**REQUIREMENT**
Without including the pictures, copy out every line below.

**PROVIDED MATERIAL**
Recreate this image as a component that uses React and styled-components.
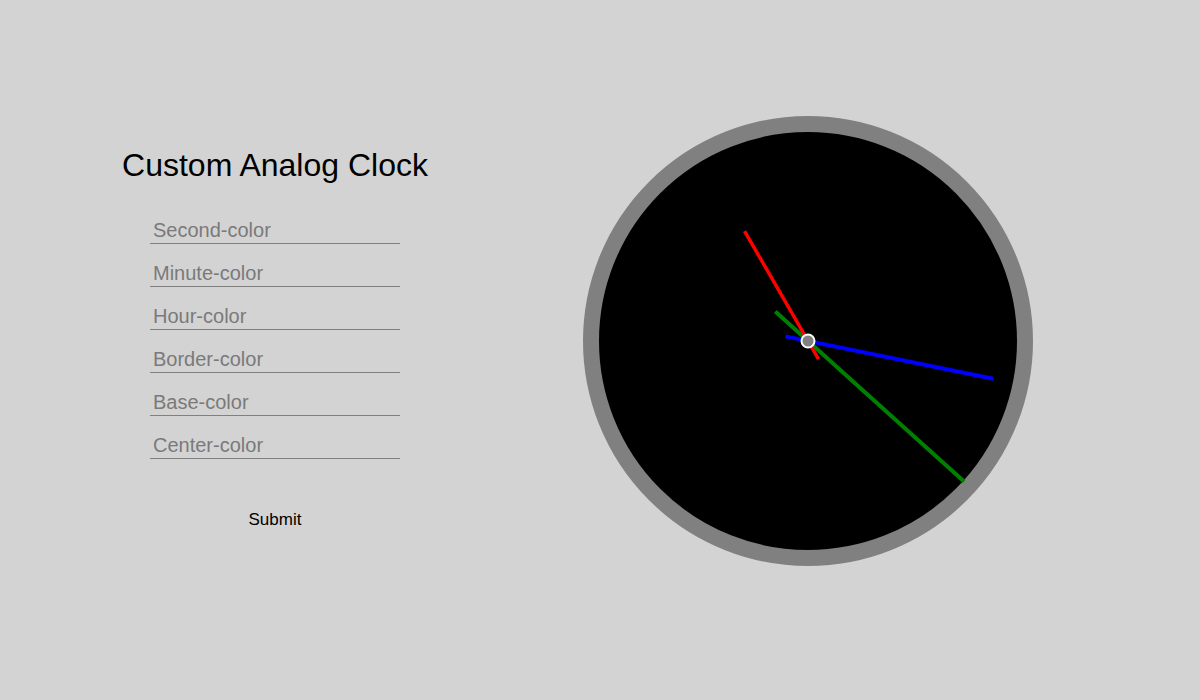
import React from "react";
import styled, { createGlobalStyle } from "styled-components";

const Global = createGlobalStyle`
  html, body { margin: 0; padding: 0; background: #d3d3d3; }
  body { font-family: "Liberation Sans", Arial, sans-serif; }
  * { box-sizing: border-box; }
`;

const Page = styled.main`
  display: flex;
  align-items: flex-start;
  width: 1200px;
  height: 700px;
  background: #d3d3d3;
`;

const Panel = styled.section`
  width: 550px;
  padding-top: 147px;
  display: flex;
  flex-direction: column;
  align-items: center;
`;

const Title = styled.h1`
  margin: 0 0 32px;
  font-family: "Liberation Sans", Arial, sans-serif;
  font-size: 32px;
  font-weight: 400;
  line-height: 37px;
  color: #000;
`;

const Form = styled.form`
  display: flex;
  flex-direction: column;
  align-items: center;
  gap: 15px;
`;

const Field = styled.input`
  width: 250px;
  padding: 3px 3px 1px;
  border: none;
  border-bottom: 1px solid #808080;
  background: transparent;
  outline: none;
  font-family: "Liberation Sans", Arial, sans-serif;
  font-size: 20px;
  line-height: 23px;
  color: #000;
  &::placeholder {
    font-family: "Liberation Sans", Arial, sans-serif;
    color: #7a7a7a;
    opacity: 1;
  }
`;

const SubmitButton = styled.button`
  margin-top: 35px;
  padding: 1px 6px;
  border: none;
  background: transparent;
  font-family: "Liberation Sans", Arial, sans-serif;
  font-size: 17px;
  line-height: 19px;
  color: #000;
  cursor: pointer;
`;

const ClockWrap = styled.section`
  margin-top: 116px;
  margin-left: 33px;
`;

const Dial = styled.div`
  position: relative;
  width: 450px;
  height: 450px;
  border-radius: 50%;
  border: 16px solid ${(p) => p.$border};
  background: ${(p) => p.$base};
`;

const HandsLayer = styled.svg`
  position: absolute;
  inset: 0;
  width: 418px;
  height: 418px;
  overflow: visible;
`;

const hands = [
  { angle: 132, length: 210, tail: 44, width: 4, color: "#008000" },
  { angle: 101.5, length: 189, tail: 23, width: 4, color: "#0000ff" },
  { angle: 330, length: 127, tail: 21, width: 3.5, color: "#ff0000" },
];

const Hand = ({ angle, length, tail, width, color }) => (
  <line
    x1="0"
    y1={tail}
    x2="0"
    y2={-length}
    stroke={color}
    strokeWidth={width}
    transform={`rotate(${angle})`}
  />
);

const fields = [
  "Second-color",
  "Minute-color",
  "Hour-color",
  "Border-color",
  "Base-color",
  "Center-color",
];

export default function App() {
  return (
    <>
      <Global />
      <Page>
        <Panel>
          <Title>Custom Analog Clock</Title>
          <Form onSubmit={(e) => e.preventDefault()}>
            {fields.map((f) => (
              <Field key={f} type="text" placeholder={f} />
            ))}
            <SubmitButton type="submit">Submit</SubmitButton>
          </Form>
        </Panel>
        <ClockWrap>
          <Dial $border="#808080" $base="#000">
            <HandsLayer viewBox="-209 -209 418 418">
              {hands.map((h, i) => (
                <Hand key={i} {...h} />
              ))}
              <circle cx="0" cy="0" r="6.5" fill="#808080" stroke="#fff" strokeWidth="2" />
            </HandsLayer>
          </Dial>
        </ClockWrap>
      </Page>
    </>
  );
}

**RESPONSE TO THIS EXERCISE**
Recreate this image as a component that uses React and styled-components.
import React from "react";
import styled, { createGlobalStyle } from "styled-components";

const Global = createGlobalStyle`
  html, body { margin: 0; padding: 0; background: #d3d3d3; }
  body { font-family: "Liberation Sans", Arial, sans-serif; }
  * { box-sizing: border-box; }
`;

const Page = styled.main`
  display: flex;
  align-items: flex-start;
  width: 1200px;
  height: 700px;
  background: #d3d3d3;
`;

const Panel = styled.section`
  width: 550px;
  padding-top: 147px;
  display: flex;
  flex-direction: column;
  align-items: center;
`;

const Title = styled.h1`
  margin: 0 0 32px;
  font-family: "Liberation Sans", Arial, sans-serif;
  font-size: 32px;
  font-weight: 400;
  line-height: 37px;
  color: #000;
`;

const Form = styled.form`
  display: flex;
  flex-direction: column;
  align-items: center;
  gap: 15px;
`;

const Field = styled.input`
  width: 250px;
  padding: 3px 3px 1px;
  border: none;
  border-bottom: 1px solid #808080;
  background: transparent;
  outline: none;
  font-family: "Liberation Sans", Arial, sans-serif;
  font-size: 20px;
  line-height: 23px;
  color: #000;
  &::placeholder {
    font-family: "Liberation Sans", Arial, sans-serif;
    color: #7a7a7a;
    opacity: 1;
  }
`;

const SubmitButton = styled.button`
  margin-top: 35px;
  padding: 1px 6px;
  border: none;
  background: transparent;
  font-family: "Liberation Sans", Arial, sans-serif;
  font-size: 17px;
  line-height: 19px;
  color: #000;
  cursor: pointer;
`;

const ClockWrap = styled.section`
  margin-top: 116px;
  margin-left: 33px;
`;

const Dial = styled.div`
  position: relative;
  width: 450px;
  height: 450px;
  border-radius: 50%;
  border: 16px solid ${(p) => p.$border};
  background: ${(p) => p.$base};
`;

const HandsLayer = styled.svg`
  position: absolute;
  inset: 0;
  width: 418px;
  height: 418px;
  overflow: visible;
`;

const hands = [
  { angle: 132, length: 210, tail: 44, width: 4, color: "#008000" },
  { angle: 101.5, length: 189, tail: 23, width: 4, color: "#0000ff" },
  { angle: 330, length: 127, tail: 21, width: 3.5, color: "#ff0000" },
];

const Hand = ({ angle, length, tail, width, color }) => (
  <line
    x1="0"
    y1={tail}
    x2="0"
    y2={-length}
    stroke={color}
    strokeWidth={width}
    transform={`rotate(${angle})`}
  />
);

const fields = [
  "Second-color",
  "Minute-color",
  "Hour-color",
  "Border-color",
  "Base-color",
  "Center-color",
];

export default function App() {
  return (
    <>
      <Global />
      <Page>
        <Panel>
          <Title>Custom Analog Clock</Title>
          <Form onSubmit={(e) => e.preventDefault()}>
            {fields.map((f) => (
              <Field key={f} type="text" placeholder={f} />
            ))}
            <SubmitButton type="submit">Submit</SubmitButton>
          </Form>
        </Panel>
        <ClockWrap>
          <Dial $border="#808080" $base="#000">
            <HandsLayer viewBox="-209 -209 418 418">
              {hands.map((h, i) => (
                <Hand key={i} {...h} />
              ))}
              <circle cx="0" cy="0" r="6.5" fill="#808080" stroke="#fff" strokeWidth="2" />
            </HandsLayer>
          </Dial>
        </ClockWrap>
      </Page>
    </>
  );
}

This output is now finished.